Rows:
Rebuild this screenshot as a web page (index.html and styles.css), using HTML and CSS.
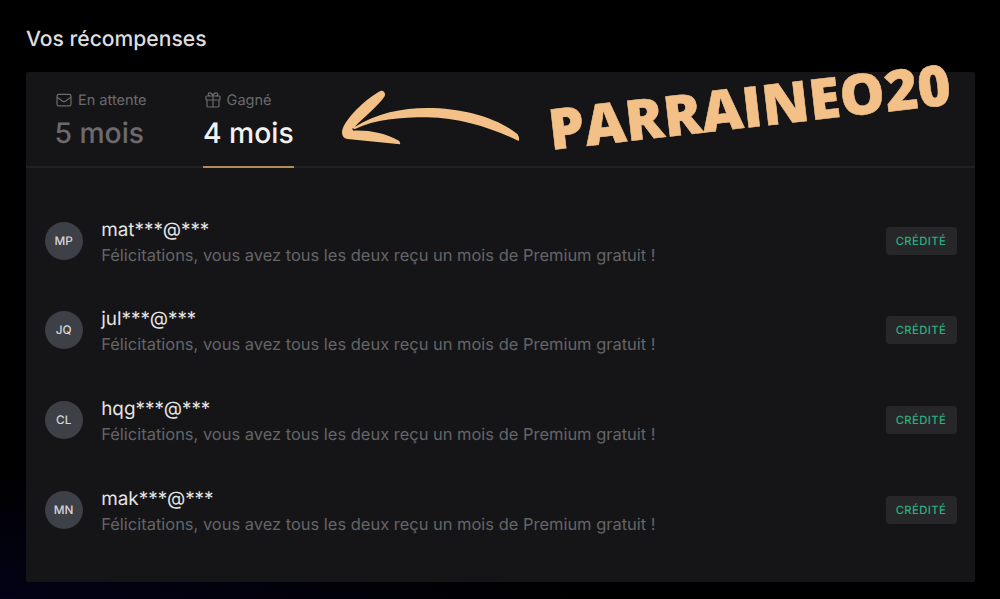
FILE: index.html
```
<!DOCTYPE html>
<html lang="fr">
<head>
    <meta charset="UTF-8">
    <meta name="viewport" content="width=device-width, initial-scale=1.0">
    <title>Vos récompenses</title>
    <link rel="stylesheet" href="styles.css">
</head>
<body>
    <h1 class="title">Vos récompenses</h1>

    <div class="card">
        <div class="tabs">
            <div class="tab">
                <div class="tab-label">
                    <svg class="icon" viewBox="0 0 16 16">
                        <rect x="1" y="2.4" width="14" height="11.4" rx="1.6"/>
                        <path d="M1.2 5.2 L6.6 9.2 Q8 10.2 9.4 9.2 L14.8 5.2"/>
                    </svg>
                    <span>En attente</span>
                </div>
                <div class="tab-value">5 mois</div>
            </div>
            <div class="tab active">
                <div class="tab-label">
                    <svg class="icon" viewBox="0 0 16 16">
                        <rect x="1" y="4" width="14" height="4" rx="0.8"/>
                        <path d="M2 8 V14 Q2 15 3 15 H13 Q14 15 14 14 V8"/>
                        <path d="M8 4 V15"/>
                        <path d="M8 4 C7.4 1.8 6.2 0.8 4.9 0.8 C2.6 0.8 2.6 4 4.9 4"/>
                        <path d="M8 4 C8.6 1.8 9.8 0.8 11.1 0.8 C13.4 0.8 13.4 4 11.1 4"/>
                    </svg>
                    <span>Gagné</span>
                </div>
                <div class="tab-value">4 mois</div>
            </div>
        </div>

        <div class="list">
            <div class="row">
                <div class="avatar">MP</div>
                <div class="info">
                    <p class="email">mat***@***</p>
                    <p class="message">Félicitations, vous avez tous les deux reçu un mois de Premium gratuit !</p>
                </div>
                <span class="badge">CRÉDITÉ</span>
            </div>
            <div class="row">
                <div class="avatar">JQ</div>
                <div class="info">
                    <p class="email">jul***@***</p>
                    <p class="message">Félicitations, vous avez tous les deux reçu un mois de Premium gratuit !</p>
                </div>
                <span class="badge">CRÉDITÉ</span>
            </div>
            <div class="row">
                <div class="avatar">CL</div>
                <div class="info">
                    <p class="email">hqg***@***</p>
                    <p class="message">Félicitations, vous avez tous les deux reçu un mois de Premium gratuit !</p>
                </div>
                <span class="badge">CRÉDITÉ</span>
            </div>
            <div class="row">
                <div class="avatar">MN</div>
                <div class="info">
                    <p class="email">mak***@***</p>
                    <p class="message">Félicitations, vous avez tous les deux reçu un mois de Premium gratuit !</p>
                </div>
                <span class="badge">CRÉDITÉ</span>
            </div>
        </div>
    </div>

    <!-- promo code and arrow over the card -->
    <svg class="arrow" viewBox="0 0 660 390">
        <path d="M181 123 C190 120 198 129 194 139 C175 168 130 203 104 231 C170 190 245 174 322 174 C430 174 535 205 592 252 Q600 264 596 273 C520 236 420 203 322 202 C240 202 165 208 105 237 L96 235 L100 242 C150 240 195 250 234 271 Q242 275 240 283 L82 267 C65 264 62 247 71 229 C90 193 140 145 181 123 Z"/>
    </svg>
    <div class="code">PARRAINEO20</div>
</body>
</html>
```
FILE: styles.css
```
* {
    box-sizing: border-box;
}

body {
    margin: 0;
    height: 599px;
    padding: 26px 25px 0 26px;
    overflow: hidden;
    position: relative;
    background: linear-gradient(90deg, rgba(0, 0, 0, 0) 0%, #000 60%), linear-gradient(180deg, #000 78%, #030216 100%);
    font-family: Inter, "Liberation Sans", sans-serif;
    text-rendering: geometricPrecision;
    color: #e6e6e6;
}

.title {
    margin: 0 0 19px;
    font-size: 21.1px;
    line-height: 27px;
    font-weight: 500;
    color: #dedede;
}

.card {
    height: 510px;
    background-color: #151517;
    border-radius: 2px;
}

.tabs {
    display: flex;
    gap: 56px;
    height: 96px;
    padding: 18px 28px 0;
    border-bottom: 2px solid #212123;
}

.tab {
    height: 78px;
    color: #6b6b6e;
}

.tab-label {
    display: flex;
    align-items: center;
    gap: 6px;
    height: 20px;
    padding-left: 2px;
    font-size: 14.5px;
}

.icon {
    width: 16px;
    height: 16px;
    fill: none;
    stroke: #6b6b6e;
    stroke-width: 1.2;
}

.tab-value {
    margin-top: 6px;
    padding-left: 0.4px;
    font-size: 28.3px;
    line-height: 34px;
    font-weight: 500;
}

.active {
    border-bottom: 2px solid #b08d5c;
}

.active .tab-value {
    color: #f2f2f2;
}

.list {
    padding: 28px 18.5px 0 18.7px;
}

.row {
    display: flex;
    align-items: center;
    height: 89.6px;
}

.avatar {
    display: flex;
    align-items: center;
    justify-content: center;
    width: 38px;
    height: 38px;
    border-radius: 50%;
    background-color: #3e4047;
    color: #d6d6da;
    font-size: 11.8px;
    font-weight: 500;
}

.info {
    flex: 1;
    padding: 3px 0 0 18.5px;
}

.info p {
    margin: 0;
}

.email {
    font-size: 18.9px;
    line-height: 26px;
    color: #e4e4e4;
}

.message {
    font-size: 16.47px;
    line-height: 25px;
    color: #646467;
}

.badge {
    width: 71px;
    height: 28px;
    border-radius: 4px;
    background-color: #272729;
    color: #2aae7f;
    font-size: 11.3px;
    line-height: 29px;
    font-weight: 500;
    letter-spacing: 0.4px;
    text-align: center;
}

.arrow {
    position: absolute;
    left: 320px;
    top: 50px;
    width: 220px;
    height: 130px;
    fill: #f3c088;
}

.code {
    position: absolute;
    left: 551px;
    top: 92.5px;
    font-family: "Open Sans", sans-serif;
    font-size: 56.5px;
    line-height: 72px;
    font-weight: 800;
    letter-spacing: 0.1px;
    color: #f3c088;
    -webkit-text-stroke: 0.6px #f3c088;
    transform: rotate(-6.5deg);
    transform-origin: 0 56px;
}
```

==

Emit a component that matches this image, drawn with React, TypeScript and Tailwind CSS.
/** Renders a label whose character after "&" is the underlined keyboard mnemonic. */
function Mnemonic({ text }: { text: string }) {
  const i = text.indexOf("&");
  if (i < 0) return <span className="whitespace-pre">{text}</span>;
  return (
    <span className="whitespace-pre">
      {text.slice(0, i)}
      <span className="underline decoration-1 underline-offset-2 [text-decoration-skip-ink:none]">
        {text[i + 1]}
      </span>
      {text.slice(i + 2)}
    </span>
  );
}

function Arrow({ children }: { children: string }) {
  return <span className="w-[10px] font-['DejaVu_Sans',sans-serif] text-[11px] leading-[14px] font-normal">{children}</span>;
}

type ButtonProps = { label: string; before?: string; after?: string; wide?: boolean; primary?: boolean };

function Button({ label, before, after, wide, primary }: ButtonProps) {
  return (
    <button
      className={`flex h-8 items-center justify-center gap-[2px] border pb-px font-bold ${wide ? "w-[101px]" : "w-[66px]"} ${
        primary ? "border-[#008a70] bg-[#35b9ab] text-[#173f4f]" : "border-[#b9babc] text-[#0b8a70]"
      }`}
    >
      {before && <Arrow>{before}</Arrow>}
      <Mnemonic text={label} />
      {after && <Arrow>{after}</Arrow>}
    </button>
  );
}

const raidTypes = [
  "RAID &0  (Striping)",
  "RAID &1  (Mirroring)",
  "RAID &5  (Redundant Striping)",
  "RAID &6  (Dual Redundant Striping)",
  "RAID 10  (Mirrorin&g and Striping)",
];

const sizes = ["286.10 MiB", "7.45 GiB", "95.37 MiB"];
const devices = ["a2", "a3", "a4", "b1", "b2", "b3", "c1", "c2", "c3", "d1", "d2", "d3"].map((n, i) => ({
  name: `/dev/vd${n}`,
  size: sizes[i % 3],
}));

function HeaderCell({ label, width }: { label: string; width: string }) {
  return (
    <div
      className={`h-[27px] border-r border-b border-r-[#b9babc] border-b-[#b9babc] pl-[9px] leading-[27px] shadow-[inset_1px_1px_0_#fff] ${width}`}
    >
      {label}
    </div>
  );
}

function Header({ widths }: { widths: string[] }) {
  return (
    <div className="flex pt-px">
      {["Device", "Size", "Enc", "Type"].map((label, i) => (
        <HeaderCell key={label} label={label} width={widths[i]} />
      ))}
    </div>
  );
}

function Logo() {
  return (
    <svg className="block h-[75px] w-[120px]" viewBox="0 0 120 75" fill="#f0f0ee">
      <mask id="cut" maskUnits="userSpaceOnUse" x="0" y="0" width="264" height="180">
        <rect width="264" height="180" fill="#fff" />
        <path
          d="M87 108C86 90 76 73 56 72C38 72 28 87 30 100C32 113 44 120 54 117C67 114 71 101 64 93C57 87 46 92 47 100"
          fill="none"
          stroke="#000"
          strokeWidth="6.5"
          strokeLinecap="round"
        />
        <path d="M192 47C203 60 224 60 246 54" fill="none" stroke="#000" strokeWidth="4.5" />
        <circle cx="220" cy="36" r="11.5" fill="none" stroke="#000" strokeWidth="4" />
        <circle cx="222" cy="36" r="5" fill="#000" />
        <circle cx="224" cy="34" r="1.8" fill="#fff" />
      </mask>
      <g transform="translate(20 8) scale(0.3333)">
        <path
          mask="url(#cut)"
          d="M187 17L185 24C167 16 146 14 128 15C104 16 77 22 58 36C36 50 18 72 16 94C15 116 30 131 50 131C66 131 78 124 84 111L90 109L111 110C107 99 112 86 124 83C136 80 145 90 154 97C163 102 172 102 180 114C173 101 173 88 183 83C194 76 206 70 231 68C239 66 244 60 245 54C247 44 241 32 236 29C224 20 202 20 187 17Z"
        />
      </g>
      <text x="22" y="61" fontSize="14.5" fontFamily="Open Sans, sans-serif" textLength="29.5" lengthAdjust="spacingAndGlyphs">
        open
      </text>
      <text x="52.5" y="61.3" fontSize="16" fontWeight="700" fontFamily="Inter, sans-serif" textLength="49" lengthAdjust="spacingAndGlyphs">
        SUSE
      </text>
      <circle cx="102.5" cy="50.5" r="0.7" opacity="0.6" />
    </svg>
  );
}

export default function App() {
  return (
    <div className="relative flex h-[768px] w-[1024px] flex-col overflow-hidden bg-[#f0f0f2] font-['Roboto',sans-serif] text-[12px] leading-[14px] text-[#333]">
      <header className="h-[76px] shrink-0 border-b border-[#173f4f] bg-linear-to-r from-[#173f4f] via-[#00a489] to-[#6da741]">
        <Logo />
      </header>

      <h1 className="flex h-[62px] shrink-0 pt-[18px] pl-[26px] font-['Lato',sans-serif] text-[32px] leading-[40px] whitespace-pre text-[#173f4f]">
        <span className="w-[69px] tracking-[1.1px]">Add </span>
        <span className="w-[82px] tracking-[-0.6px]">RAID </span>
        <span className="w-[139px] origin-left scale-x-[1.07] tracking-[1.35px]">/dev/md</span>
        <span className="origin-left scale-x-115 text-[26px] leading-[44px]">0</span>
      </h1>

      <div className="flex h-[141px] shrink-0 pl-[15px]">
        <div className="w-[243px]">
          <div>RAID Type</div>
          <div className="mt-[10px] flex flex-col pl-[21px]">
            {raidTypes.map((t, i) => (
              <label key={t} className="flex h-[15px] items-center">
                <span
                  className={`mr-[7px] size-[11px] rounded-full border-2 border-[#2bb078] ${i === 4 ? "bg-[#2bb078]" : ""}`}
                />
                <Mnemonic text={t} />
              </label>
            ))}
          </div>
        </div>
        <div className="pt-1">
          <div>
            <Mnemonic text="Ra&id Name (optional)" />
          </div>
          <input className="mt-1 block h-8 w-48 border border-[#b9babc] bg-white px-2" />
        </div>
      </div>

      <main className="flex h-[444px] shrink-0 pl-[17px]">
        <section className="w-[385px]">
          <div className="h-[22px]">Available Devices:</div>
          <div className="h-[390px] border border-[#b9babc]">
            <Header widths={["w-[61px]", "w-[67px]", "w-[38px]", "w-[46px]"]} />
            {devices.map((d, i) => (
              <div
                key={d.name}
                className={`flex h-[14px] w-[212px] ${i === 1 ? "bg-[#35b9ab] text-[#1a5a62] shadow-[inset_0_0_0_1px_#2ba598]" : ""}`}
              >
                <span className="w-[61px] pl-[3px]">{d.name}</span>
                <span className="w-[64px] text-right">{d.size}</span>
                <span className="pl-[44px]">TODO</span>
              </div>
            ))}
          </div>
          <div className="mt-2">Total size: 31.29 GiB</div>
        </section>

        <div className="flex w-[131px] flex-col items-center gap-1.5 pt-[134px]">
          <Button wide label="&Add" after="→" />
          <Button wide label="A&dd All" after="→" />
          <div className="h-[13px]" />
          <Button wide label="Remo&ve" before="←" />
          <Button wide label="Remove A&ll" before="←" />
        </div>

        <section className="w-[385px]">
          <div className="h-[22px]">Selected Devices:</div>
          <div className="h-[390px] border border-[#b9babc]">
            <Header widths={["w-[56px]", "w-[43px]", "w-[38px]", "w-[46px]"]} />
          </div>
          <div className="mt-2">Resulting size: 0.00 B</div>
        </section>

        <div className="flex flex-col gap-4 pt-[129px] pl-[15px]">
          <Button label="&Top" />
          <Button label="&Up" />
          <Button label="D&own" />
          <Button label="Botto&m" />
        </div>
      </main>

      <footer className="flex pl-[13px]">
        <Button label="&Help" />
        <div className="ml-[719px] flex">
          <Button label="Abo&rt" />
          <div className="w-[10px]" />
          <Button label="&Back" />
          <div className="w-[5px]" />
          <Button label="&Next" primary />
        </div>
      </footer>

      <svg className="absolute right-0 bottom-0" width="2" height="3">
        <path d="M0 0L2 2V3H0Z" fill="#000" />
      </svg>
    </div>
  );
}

Directive:
List all lines holding the string "this".

Response:
Rebuild this screenshot as a web page (index.html and styles.css), using HTML and CSS.
Emit a component that matches this image, drawn with React, TypeScript and Tailwind CSS.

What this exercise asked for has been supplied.